⟨

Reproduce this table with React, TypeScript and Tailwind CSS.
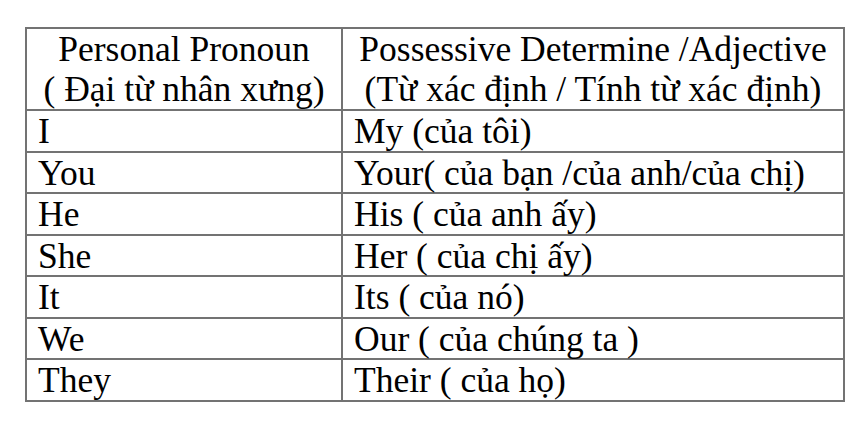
export default function App() {
  const rows: [string, string][] = [
    ["I", "My (của tôi)"],
    ["You", "Your( của bạn /của anh/của chị)"],
    ["He", "His ( của anh ấy)"],
    ["She", "Her ( của chị ấy)"],
    ["It", "Its ( của nó)"],
    ["We", "Our ( của chúng ta )"],
    ["They", "Their ( của họ)"],
  ];
  return (
    <div
      className="w-[866px] h-[426px] bg-white pl-[25px] pt-[27px] text-black"
      style={{ fontFamily: '"Liberation Serif", "Times New Roman", serif' }}
    >
      <div className="w-[820px] border-2 border-[#737373] text-[35.5px]">
        <div className="flex h-[80px]">
          <div className="w-[316px] border-r-2 border-[#737373] text-center leading-[40px] whitespace-nowrap">
            <div>Personal Pronoun</div>
            <div>( Đại từ nhân xưng)</div>
          </div>
          <div className="flex-1 text-center leading-[40px] whitespace-nowrap">
            <div>Possessive Determine /Adjective</div>
            <div>(Từ xác định / Tính từ xác định)</div>
          </div>
        </div>
        {rows.map(([a, b]) => (
          <div key={a} className="flex h-[41.5px] border-t-2 border-[#737373]">
            <div className="w-[316px] border-r-2 border-[#737373] pl-[11px] pt-[1px] leading-[38.5px] whitespace-nowrap">
              {a}
            </div>
            <div className="flex-1 pl-[11px] pt-[1px] leading-[38.5px] whitespace-nowrap">
              {b}
            </div>
          </div>
        ))}
      </div>
    </div>
  );
}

⟩

→ Job: Reproduce all of the data exactly; the pictures do not belong in the copy.

→ Response below:
Reproduce this table with React, TypeScript and Tailwind CSS.
export default function App() {
  const rows: [string, string][] = [
    ["I", "My (của tôi)"],
    ["You", "Your( của bạn /của anh/của chị)"],
    ["He", "His ( của anh ấy)"],
    ["She", "Her ( của chị ấy)"],
    ["It", "Its ( của nó)"],
    ["We", "Our ( của chúng ta )"],
    ["They", "Their ( của họ)"],
  ];
  return (
    <div
      className="w-[866px] h-[426px] bg-white pl-[25px] pt-[27px] text-black"
      style={{ fontFamily: '"Liberation Serif", "Times New Roman", serif' }}
    >
      <div className="w-[820px] border-2 border-[#737373] text-[35.5px]">
        <div className="flex h-[80px]">
          <div className="w-[316px] border-r-2 border-[#737373] text-center leading-[40px] whitespace-nowrap">
            <div>Personal Pronoun</div>
            <div>( Đại từ nhân xưng)</div>
          </div>
          <div className="flex-1 text-center leading-[40px] whitespace-nowrap">
            <div>Possessive Determine /Adjective</div>
            <div>(Từ xác định / Tính từ xác định)</div>
          </div>
        </div>
        {rows.map(([a, b]) => (
          <div key={a} className="flex h-[41.5px] border-t-2 border-[#737373]">
            <div className="w-[316px] border-r-2 border-[#737373] pl-[11px] pt-[1px] leading-[38.5px] whitespace-nowrap">
              {a}
            </div>
            <div className="flex-1 pl-[11px] pt-[1px] leading-[38.5px] whitespace-nowrap">
              {b}
            </div>
          </div>
        ))}
      </div>
    </div>
  );
}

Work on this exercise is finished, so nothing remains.